In a large mixing bowl beat butter with an electric mixer on medium to high speed for 30 seconds. Gradually add sugar, about 1/4 cup at a time, beating on medium speed until well combined (3 to 4 minutes). Scrape sides of bowl; continue beating on medium speed for 2 minutes. Add eggs, one at a time, beating after each addition (about 1 minute total). Beat in vanilla.
Combine your milk and your coffee in a measuring cup. Set aside.
Add flour mixture and milk mixture alternately to beaten mixture, beating on low speed just until combined after each addition. Beat on medium to high speed for 20 seconds more. Using a wooden spoon or spatula fold in your chopped Reese’s cups. Spread batter evenly into the prepared pans.

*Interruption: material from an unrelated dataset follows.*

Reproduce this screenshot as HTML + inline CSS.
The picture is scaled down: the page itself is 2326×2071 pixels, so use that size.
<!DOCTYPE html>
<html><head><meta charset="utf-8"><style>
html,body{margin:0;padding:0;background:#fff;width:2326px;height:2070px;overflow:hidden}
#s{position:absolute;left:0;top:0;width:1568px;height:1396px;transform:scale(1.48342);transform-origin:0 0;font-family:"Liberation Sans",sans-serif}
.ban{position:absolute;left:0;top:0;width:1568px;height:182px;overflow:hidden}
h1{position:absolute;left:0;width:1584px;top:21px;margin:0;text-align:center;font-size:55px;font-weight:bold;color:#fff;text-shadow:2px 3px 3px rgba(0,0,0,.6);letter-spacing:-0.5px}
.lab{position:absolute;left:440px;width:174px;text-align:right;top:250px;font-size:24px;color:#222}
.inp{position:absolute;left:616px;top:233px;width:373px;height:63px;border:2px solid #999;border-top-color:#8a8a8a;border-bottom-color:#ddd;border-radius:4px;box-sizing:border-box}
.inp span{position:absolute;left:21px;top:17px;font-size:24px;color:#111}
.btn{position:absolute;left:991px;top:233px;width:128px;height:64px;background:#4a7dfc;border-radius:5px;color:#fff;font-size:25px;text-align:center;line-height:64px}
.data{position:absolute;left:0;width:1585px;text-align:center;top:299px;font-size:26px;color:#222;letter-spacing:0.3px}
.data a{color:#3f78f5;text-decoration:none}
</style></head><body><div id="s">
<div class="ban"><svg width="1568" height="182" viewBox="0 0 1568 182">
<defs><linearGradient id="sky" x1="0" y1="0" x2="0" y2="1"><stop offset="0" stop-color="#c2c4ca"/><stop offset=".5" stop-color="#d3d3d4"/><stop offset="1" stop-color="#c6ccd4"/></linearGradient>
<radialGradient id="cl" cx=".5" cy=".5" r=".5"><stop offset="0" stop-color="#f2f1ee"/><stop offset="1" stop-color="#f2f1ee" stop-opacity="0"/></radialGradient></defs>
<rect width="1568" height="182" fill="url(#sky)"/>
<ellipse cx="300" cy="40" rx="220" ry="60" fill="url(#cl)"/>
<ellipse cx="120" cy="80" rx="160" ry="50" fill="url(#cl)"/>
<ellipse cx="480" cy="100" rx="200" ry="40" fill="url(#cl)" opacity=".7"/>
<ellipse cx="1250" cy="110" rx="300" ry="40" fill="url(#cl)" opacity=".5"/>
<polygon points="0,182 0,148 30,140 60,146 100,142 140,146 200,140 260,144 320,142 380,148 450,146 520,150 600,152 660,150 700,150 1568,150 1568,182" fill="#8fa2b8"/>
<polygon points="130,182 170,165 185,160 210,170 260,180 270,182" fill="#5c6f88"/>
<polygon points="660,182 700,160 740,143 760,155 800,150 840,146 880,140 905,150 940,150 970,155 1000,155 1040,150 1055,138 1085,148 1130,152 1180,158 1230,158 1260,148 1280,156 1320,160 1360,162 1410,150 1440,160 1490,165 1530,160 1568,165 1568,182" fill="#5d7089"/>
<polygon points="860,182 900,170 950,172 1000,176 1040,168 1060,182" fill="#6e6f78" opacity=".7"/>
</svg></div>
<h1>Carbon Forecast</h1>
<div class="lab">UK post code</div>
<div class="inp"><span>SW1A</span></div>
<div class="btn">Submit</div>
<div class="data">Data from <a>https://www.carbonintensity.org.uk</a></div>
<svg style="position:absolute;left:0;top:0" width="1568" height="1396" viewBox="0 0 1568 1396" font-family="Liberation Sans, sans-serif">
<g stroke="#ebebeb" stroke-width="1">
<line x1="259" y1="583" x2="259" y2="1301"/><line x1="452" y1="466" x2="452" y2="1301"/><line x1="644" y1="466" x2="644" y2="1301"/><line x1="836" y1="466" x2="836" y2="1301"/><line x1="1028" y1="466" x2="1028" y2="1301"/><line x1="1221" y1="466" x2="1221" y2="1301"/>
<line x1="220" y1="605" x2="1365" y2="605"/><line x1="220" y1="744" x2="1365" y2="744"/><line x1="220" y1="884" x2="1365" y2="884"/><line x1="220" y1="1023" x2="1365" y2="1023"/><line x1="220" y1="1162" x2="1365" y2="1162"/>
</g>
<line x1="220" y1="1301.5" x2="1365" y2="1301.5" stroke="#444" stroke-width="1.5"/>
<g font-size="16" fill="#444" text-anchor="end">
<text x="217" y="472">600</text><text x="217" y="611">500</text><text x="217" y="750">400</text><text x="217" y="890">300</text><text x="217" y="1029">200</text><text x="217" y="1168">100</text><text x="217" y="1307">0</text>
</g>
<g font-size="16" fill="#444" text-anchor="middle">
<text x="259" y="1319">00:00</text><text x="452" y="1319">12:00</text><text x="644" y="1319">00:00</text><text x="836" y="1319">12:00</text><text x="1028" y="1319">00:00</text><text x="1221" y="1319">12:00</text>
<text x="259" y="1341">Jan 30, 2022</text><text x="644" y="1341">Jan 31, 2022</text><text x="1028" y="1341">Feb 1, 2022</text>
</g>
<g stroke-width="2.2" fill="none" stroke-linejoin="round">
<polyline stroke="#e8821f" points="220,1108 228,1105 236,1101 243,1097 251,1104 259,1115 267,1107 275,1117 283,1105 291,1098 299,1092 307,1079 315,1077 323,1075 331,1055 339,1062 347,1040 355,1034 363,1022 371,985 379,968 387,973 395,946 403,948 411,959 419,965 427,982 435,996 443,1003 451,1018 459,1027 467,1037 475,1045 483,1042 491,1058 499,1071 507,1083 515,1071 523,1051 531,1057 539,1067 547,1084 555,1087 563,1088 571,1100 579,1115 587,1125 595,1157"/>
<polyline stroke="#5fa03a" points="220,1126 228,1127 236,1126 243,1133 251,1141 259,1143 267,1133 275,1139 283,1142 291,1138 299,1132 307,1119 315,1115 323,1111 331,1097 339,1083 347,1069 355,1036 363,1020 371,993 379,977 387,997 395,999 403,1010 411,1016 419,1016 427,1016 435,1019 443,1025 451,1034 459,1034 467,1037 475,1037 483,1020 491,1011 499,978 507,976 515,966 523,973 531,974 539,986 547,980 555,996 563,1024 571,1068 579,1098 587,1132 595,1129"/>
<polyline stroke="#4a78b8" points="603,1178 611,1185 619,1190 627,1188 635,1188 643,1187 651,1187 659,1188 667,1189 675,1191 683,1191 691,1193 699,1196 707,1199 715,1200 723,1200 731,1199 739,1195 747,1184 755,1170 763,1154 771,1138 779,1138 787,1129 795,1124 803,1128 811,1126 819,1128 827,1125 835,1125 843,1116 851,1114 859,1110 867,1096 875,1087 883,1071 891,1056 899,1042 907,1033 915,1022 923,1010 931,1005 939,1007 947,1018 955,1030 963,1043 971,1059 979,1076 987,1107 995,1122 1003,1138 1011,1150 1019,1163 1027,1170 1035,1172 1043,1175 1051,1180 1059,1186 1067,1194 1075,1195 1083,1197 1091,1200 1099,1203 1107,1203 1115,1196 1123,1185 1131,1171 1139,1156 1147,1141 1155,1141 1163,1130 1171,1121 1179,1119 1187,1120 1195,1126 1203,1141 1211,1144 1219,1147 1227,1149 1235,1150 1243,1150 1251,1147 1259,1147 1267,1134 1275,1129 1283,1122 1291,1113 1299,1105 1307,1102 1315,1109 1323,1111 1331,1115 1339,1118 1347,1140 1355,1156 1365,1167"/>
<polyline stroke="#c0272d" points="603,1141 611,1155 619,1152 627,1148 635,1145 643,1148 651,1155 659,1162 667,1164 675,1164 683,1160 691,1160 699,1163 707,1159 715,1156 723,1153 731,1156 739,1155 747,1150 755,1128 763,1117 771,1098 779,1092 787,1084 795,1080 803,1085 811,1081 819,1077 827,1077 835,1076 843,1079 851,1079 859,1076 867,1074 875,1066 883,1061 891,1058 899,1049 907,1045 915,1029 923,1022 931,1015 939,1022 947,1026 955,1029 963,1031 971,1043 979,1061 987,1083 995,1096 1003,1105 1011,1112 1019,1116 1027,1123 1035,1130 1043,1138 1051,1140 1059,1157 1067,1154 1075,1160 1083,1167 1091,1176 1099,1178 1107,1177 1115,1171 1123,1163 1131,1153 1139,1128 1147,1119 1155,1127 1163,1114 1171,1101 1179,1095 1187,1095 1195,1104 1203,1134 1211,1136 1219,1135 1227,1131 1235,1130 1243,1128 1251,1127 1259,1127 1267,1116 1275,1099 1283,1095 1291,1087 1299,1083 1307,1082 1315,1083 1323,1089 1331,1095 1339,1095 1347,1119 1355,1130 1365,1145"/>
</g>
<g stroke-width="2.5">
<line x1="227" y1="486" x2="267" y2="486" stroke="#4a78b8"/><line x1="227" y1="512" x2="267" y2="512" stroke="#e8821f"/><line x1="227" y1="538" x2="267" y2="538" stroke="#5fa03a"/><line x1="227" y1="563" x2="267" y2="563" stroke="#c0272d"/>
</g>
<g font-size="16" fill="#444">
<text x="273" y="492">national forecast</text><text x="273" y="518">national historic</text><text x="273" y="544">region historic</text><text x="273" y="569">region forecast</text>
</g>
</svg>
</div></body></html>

Bake in your preheated oven for 20-25 minutes. Cool cupcakes in pan for 10 minutes. Remove from pans. Cool thoroughly on wire rack . Frost with Peanut Butter frosting and top with a half Reese’s cup for decoration.
Peanut Butter Frosting:
(from Ina Garten, found here)
1 cup confectioners’ sugar
1 cup creamy peanut butter
5 tablespoons unsalted butter, at room temperature
3/4 teaspoon pure vanilla extract
1/4 teaspoon kosher salt
1/3 cup heavy cream
Place the confectioners’ sugar, peanut butter, butter, vanilla, and salt in the bowl of an electric mixer fitted with a paddle attachment. Mix on medium-low speed until creamy, scraping down the bowl with a rubber spatula as you work. Add the cream and beat on high speed until the mixture is light and smooth.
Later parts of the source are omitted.